Always an athletic, sport-loving kid, View was a badminton player who then trained as a Muay Thai fighter (3 bouts, 2 wins, 1 draw) before discovering disc golf with her expat Brit husband Nick Georgiou (77393) four years ago. Like a lot of disc golfers with a martial arts background, she has a well-honed understanding of how to generate rotational power and apply it with precision. View is a fierce competitor though and has gradually learned to channel her aggression differently to when there’s an opponent to be kicked and punched. Recently picked up as a sponsored player by Prodigy Disc, she and her husband will soon be moving up to her home village of Udon Thani near the Thai Laos border and away from the Thai disc golf hot spot of Koh Samui. This may seem like a strange move for someone on the cusp of her new career.
“It’s to be closer to family for the children,” the mother of two explained. “With my extended family’s support we’ll be able to tour more.”
That touring begins this year when View will travel to Europe for the first time.
“I’ll see how I go there first,” she said. “Before I decide what’s next.”
Georgiou will get a taste of European competition this weekend in the Samui Swine Classic VI with Tabea Wallus.
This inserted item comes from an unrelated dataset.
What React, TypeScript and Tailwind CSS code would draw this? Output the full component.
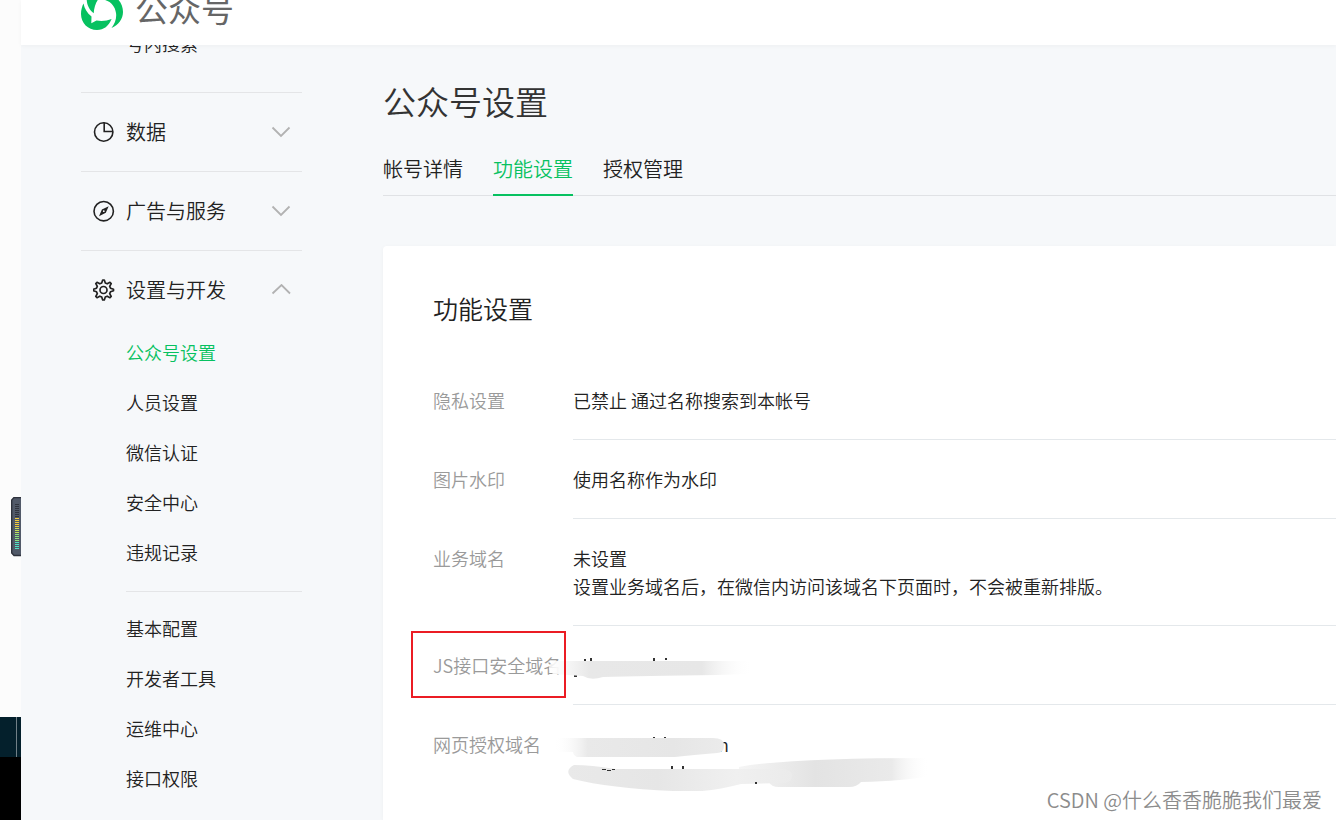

The Swiss tour champion is making The Hogfather the last stop of a three month southeast Asian trip with partner Alexander Kicinski that’s included Cambodia, the Philippines, and Vietnam. After that, the PE/Maths teacher will be back to work and getting ready for the start of the European tour. She’s got her sights on the Tali Open and is waitlisted for the European Open and, like her new Thai friend, is waiting to see how she performs in those before making long term plans. She doesn’t rule out a trip to the world championships one day.
On the ride back up to the north end of the island which will be the hub for this weekend big event. I spied a few more disc golf backpacks on the back of scooters. Still an incongruous sight in this part of the world. But becoming less so every day. It’s no secret that many travel to this part of the world because of its permissiveness. Thailand has a very allowing culture. So when they see a bunch of farang who’ve traveled thousands of miles to throw frisbees among the coconut palms, it doesn’t exactly move the needle on their weirdness scale. It’s possibly why disc golf has found a home here first, ahead of anywhere else in SE Asia.
Chohk Dee2 to all of this weekend’s competitors.